Objective 4. Determine long-term consequences of climate change on vegetation and geomorphic activity.

Sediment cores from lakes and from peat deposits will be collected to determine vegetation changes since the Medieval Warm Period. Sediment sampling and lab methodology are standard, which permit comparison to previous work and to modern calibration samples. Cores are collected using a Livingstone sampler, processed for pollen in the lab and dated. Multivariate and time series statistical methods are used along with a modern pollen database to quantify changes in the vegetation. These results will be related to the results from the stream surveys, and permit the understanding of long-term impacts of slump activity on aquatic systems.

Community members will be directly involved with the scientific program either as field assistants (i.e. taking stream discharge measurements, collecting stream water samples) or working as wildlife monitors.

Several community members will be directly involved with the scientific program either as field assistants (i.e. taking stream discharge measurements, collecting stream water samples) or working as wildlife monitors.
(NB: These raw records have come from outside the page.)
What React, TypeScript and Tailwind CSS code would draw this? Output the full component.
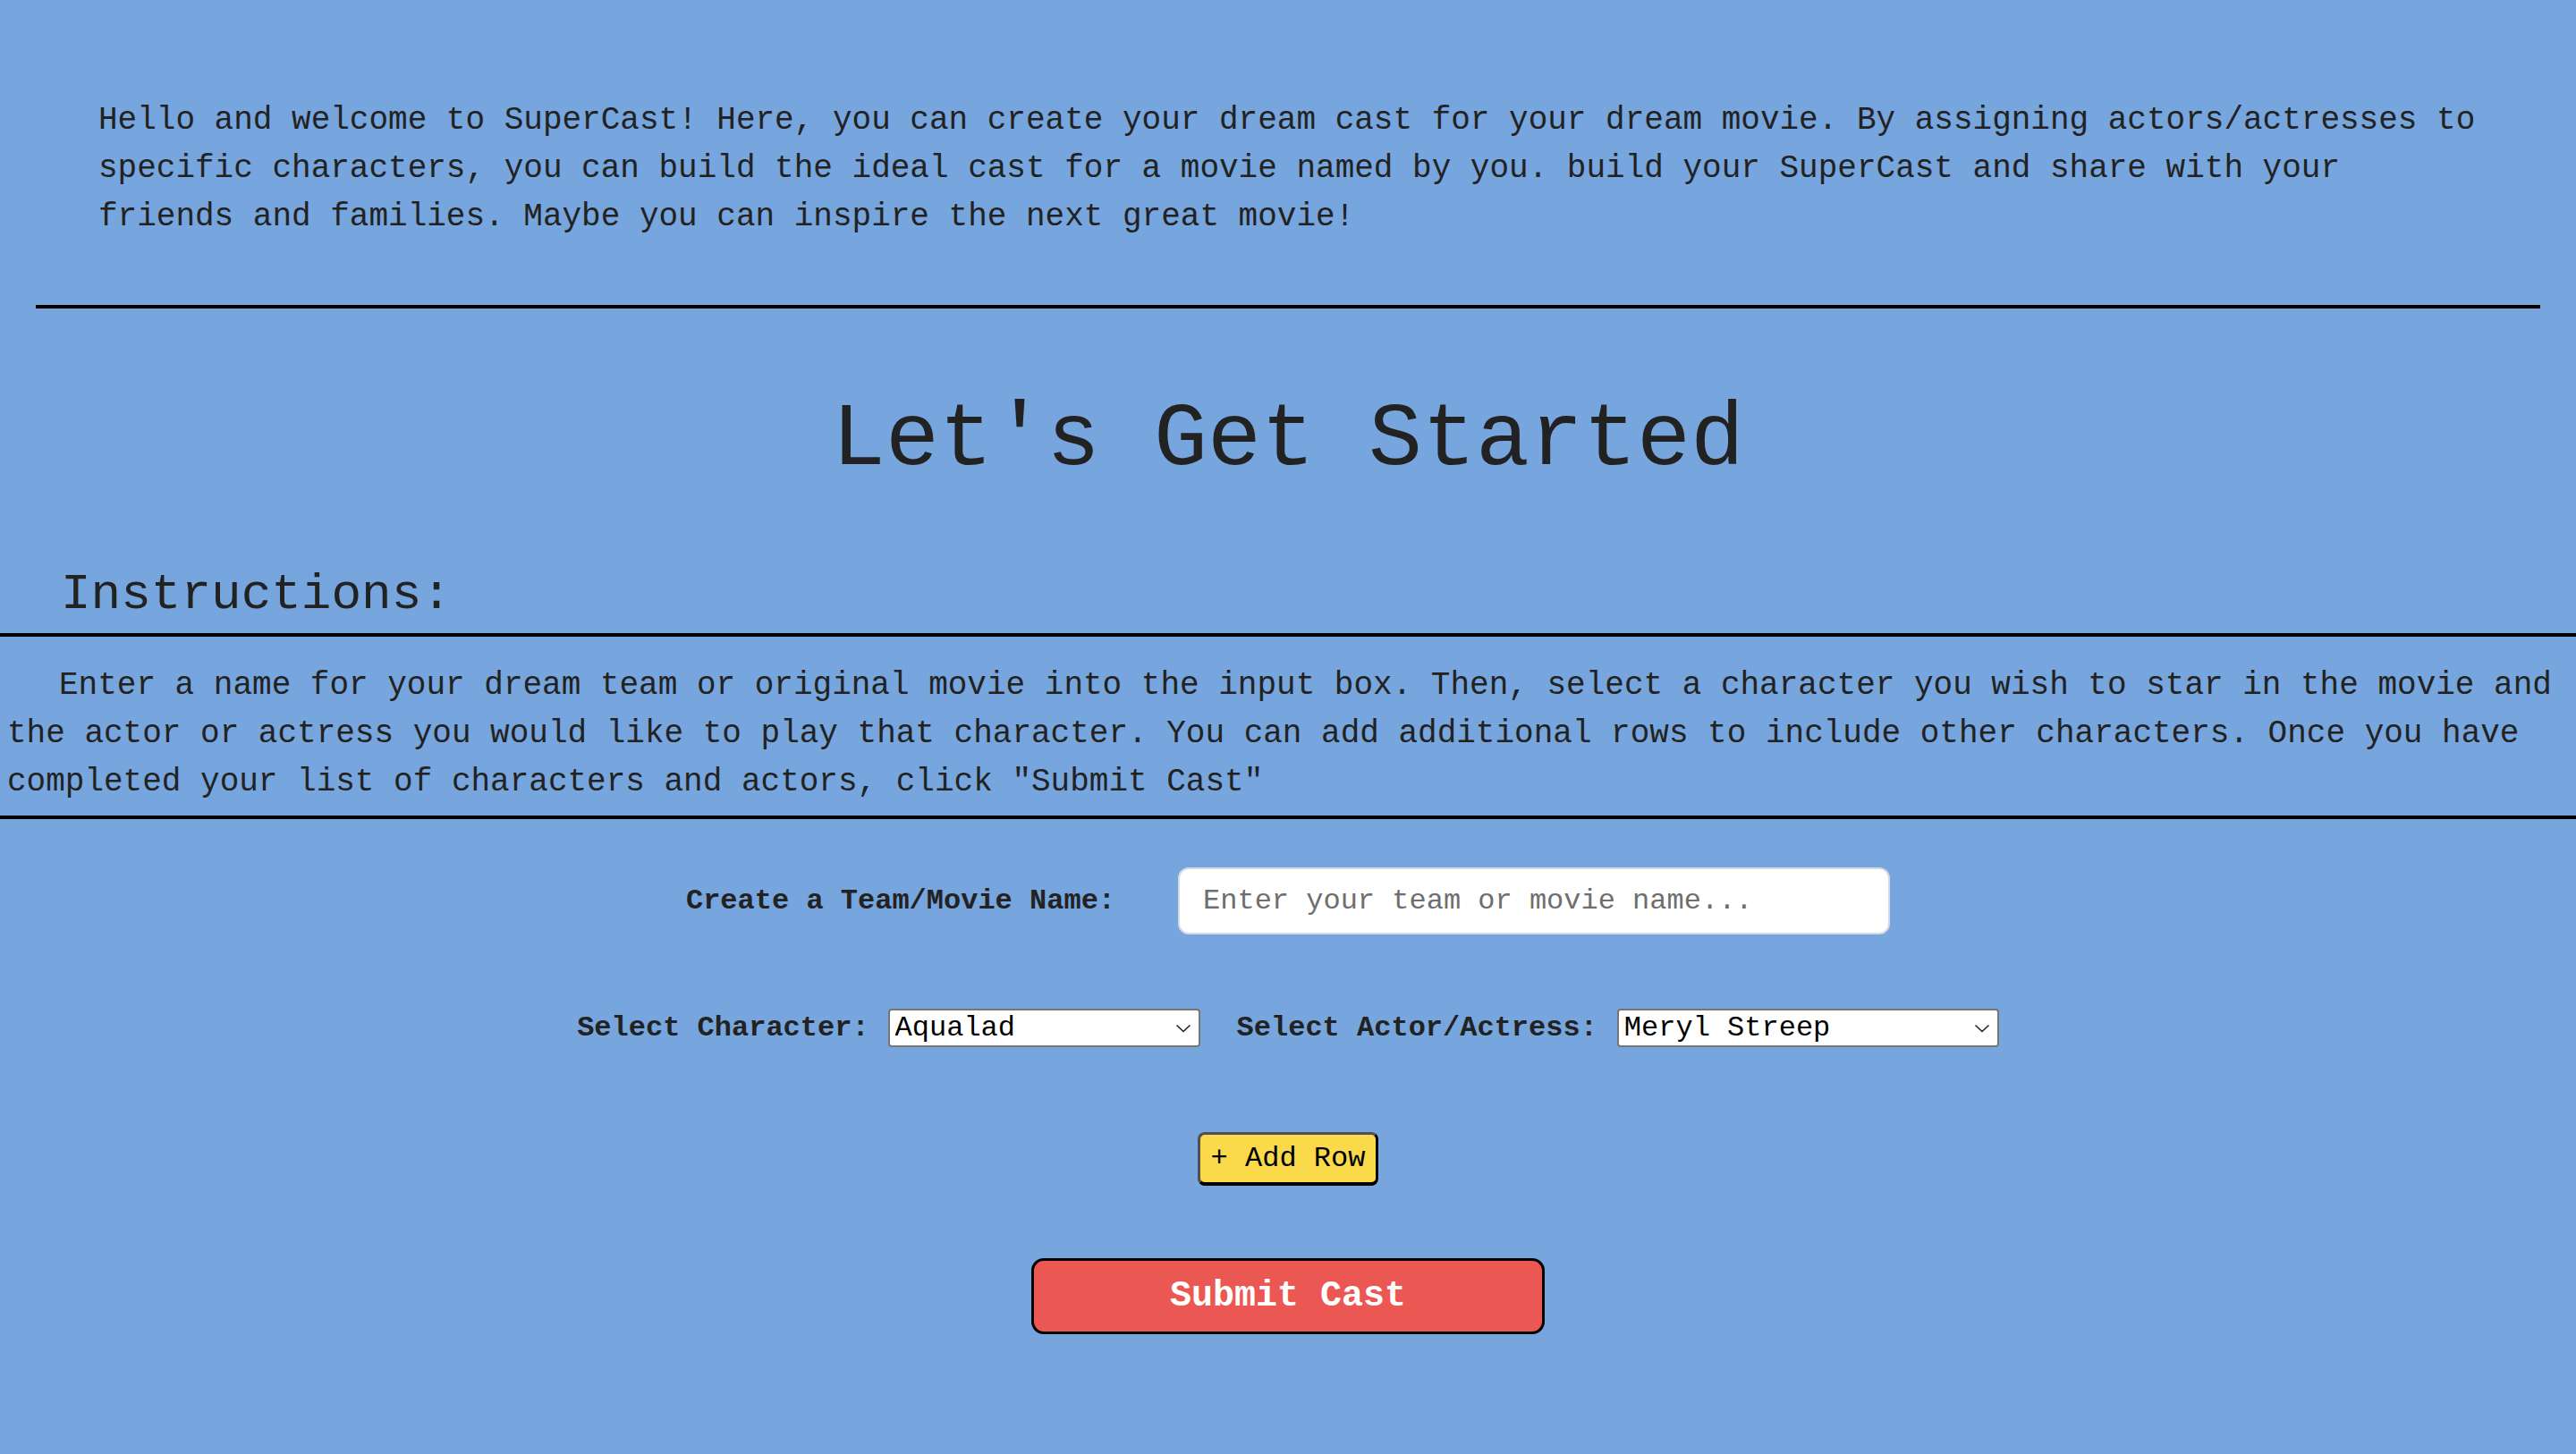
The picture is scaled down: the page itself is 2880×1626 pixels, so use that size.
import React from "react";

function Chevron() {
  return (
    <svg width="18" height="10" viewBox="0 0 18 10" className="pointer-events-none absolute right-[10px] top-1/2 -translate-y-1/2">
      <polyline points="1.5,1.5 9,8.5 16.5,1.5" fill="none" stroke="#222" strokeWidth="1.6" />
    </svg>
  );
}

function Select({ value, options, width }: { value: string; options: string[]; width: string }) {
  return (
    <div className={`relative ${width} h-[43px]`}>
      <select
        defaultValue={value}
        className="h-full w-full appearance-none rounded-[4px] border-2 border-[#767676] bg-white pl-[6px] pr-[36px] font-['Liberation_Mono',monospace] text-[32px] leading-none text-black outline-none"
      >
        {options.map((o) => (
          <option key={o} value={o}>
            {o}
          </option>
        ))}
      </select>
      <Chevron />
    </div>
  );
}

export default function App() {
  return (
    <div className="flex min-h-screen w-full flex-col bg-[#77a5dd] font-['Liberation_Mono',monospace] text-[#222]">
      <p className="px-[110px] pt-[108px] text-[36px] leading-[54px]">
        Hello and welcome to SuperCast! Here, you can create your dream cast for your dream movie. By assigning actors/actresses to specific characters, you can build the ideal cast for a movie named by you. build your SuperCast and share with your friends and families. Maybe you can inspire the next great movie!
      </p>

      <div className="mx-[40px] mt-[71px] h-[4px] bg-black" />

      <h1 className="mt-[98px] text-center text-[100px] font-normal leading-none">Let's Get Started</h1>

      <h2 className="mt-[94px] pl-[68px] text-[56px] font-normal leading-none">Instructions:</h2>

      <div className="mt-[15px] h-[4px] w-full bg-black" />

      <p className="mt-[28px] px-[8px] indent-[58px] text-[36px] leading-[54px]">
        Enter a name for your dream team or original movie into the input box. Then, select a character you wish to star in the movie and the actor or actress you would like to play that character. You can add additional rows to include other characters. Once you have completed your list of characters and actors, click "Submit Cast"
      </p>

      <div className="mt-[10px] h-[4px] w-full bg-black" />

      <div className="mt-[54px] flex items-center justify-center">
        <label className="text-[32px] font-bold leading-none">Create a Team/Movie Name:</label>
        <input
          type="text"
          placeholder="Enter your team or movie name..."
          className="ml-[70px] h-[75px] w-[796px] rounded-[12px] border-2 border-[#d3dbe6] bg-white px-[26px] font-['Liberation_Mono',monospace] text-[32px] text-black outline-none placeholder:text-[#6e6e6e]"
        />
      </div>

      <div className="mt-[83px] flex items-center justify-center">
        <label className="text-[32px] font-bold leading-none">Select Character:</label>
        <div className="ml-[21px]">
          <Select value="Aqualad" options={["Aqualad", "Batman", "Superman", "Wonder Woman"]} width="w-[349px]" />
        </div>
        <label className="ml-[41px] text-[32px] font-bold leading-none">Select Actor/Actress:</label>
        <div className="ml-[22px]">
          <Select value="Meryl Streep" options={["Meryl Streep", "Tom Hanks", "Denzel Washington"]} width="w-[427px]" />
        </div>
      </div>

      <div className="mt-[95px] flex justify-center">
        <button className="flex h-[60px] w-[202px] items-center justify-center rounded-[8px] border-[3px] border-[#505050] border-r-black border-b-[4px] border-b-black bg-[#fad94b] font-['Liberation_Mono',monospace] text-[32px] leading-none text-black">
          + Add Row
        </button>
      </div>

      <div className="mt-[81px] flex justify-center">
        <button className="flex h-[85px] w-[574px] items-center justify-center rounded-[14px] border-[3px] border-black bg-[#eb5752] font-['Liberation_Mono',monospace] text-[40px] font-bold leading-none text-white">
          Submit Cast
        </button>
      </div>
    </div>
  );
}
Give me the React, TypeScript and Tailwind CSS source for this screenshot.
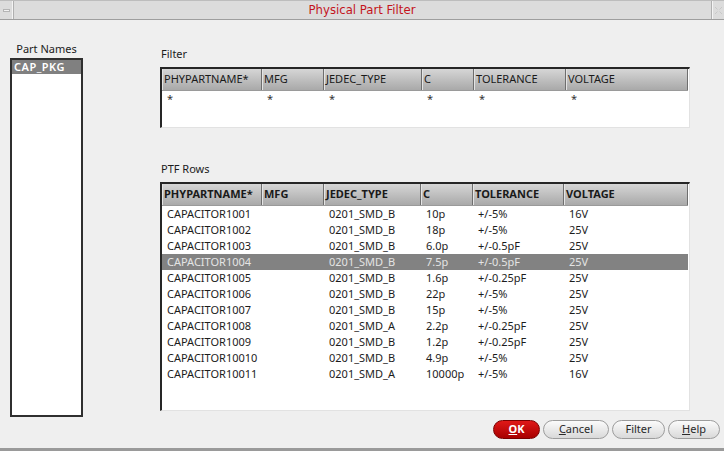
import React from "react";

const rows = [
  ["CAPACITOR1001", "", "0201_SMD_B", "10p", "+/-5%", "16V"],
  ["CAPACITOR1002", "", "0201_SMD_B", "18p", "+/-5%", "25V"],
  ["CAPACITOR1003", "", "0201_SMD_B", "6.0p", "+/-0.5pF", "25V"],
  ["CAPACITOR1004", "", "0201_SMD_B", "7.5p", "+/-0.5pF", "25V"],
  ["CAPACITOR1005", "", "0201_SMD_B", "1.6p", "+/-0.25pF", "25V"],
  ["CAPACITOR1006", "", "0201_SMD_B", "22p", "+/-5%", "25V"],
  ["CAPACITOR1007", "", "0201_SMD_B", "15p", "+/-5%", "25V"],
  ["CAPACITOR1008", "", "0201_SMD_A", "2.2p", "+/-0.25pF", "25V"],
  ["CAPACITOR1009", "", "0201_SMD_B", "1.2p", "+/-0.25pF", "25V"],
  ["CAPACITOR10010", "", "0201_SMD_B", "4.9p", "+/-5%", "25V"],
  ["CAPACITOR10011", "", "0201_SMD_A", "10000p", "+/-5%", "16V"],
];

const headers = ["PHYPARTNAME*", "MFG", "JEDEC_TYPE", "C", "TOLERANCE", "VOLTAGE"];

const HeaderRow = ({ bold, cols }: { bold?: boolean; cols: string }) => (
  <div
    className={`grid ${cols} h-[22px] bg-gradient-to-b from-[#d6d6d6] to-[#a9a9a9] border-b border-[#9a9a9a]`}
  >
    {headers.map((h, i) => (
      <div
        key={i}
        className={`flex items-center pl-[2px] border-r border-[#6e6e6e] shadow-[inset_1px_0_0_#e4e4e4] text-[#1a1a1a] ${
          bold ? "font-bold" : ""
        }`}
      >
        {h}
      </div>
    ))}
  </div>
);

const Button = ({
  children,
  primary,
  width,
}: {
  children: React.ReactNode;
  primary?: boolean;
  width: string;
}) => (
  <button
    className={`${width} h-[19px] rounded-full flex items-center justify-center text-[11px] ${
      primary
        ? "bg-gradient-to-b from-[#e01818] to-[#a80000] border border-[#7a0000] text-white font-bold"
        : "bg-gradient-to-b from-[#fbfbfb] to-[#d9d9d9] border border-[#9c9c9c] text-[#2a2a2a]"
    }`}
  >
    {children}
  </button>
);

export default function App() {
  return (
    <div
      className="w-[724px] h-[451px] bg-[#efefef] flex flex-col overflow-hidden text-[11px] text-[#1c1c1c]"
      style={{ fontFamily: '"Noto Sans", "Open Sans", sans-serif' }}
    >
      {/* title bar */}
      <div className="h-[20px] flex bg-[#dcdcdc] border-t border-[#bdbdbd] border-b border-b-[#9e9e9e]">
        <div className="w-[13px] border-r border-[#f4f4f4] shadow-[1px_0_0_#b0b0b0] flex items-center justify-center">
          <div className="w-[7px] h-[3px] bg-[#f2f2f2] border border-[#b4b4b4]" />
        </div>
        <div
          className="flex-1 flex items-center justify-center text-[13px] text-[#c4141c]"
          style={{ fontFamily: '"DejaVu Sans Condensed", "Liberation Sans Narrow", sans-serif' }}
        >
          Physical Part Filter
        </div>
        <div className="w-[13px] border-l border-[#b0b0b0] shadow-[inset_1px_0_0_#f4f4f4] flex items-center justify-center">
          <svg width="9" height="9" viewBox="0 0 9 9">
            <path d="M1 1 L3.5 3.5 M8 1 L5.5 3.5 M1 8 L3.5 5.5 M8 8 L5.5 5.5" stroke="#c8c8c8" strokeWidth="1" fill="none" />
          </svg>
        </div>
      </div>

      {/* body */}
      <div className="flex-1 flex">
        {/* part names */}
        <div className="ml-[10px] w-[73px] flex flex-col">
          <div className="h-[38px] flex items-end justify-center pb-[1px]">Part Names</div>
          <div className="h-[359px] bg-white border-2 border-[#2f2f2f]">
            <div className="h-[14px] bg-[#808080] text-white font-semibold pl-[2px] leading-[14px] tracking-[0.5px]">
              CAP_PKG
            </div>
          </div>
        </div>

        {/* tables */}
        <div className="ml-[77px] w-[530px] flex flex-col">
          <div className="h-[47px] flex items-end pl-[1px] pb-[5px]">Filter</div>
          <div className="h-[61px] bg-white border-t-2 border-l-2 border-[#262626] border-r border-b border-r-[#e2e2e2] border-b-[#e2e2e2] pr-[1px]">
            <HeaderRow cols="grid-cols-[100px_62px_98px_52px_92px_1fr]" />
            <div className="grid grid-cols-[100px_62px_98px_52px_92px_1fr] h-[16px] items-center">
              {headers.map((_, i) => (
                <div key={i} className="pl-[5px] text-[#333]">*</div>
              ))}
            </div>
          </div>

          <div className="h-[54px] flex items-end pl-[1px] pb-[5px]">PTF Rows</div>
          <div className="h-[229px] bg-white border-t-2 border-l-2 border-[#262626] border-r border-b border-r-[#e2e2e2] border-b-[#e2e2e2] pr-[1px]">
            <HeaderRow bold cols="grid-cols-[100px_62px_97px_52px_91px_1fr]" />
            {rows.map((r, i) => (
              <div
                key={i}
                className={`grid grid-cols-[100px_62px_97px_52px_91px_1fr] h-[16px] items-center ${
                  i === 3 ? "bg-[#828282] text-[#e4e4e4]" : ""
                }`}
              >
                {r.map((c, j) => (
                  <div key={j} className="pl-[5px] whitespace-nowrap">
                    {c}
                  </div>
                ))}
              </div>
            ))}
          </div>
        </div>
      </div>

      {/* buttons */}
      <div className="h-[34px] flex items-start justify-end gap-[3px] pr-[4px] pt-[3px]">
        <Button primary width="w-[47px]">
          <span className="underline">O</span>K
        </Button>
        <Button width="w-[66px]">
          <span className="underline">C</span>ancel
        </Button>
        <Button width="w-[53px]">Filter</Button>
        <Button width="w-[52px]">
          <span className="underline">H</span>elp
        </Button>
      </div>
      <div className="h-[3px] bg-[#9a9a9a]" />
    </div>
  );
}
The research team are planning on presenting the results to the local communities through school workshops. Last year, we were the first to bring Let’s Talk Science, developed by Science Travels, to northern communities (Inuvik, Tsiigehtchic, Whitehorse) and the activity was well received. These outreach programs are mainly aimed at teenagers and school-aged children, but would be open to all interested members of the community.

The project results will be shared within the scientific community through various conferences, both national and international, and peer-reviewed publications.

The fieldwork for this study will be conducted from July 26, 2015 to August 7, 2015.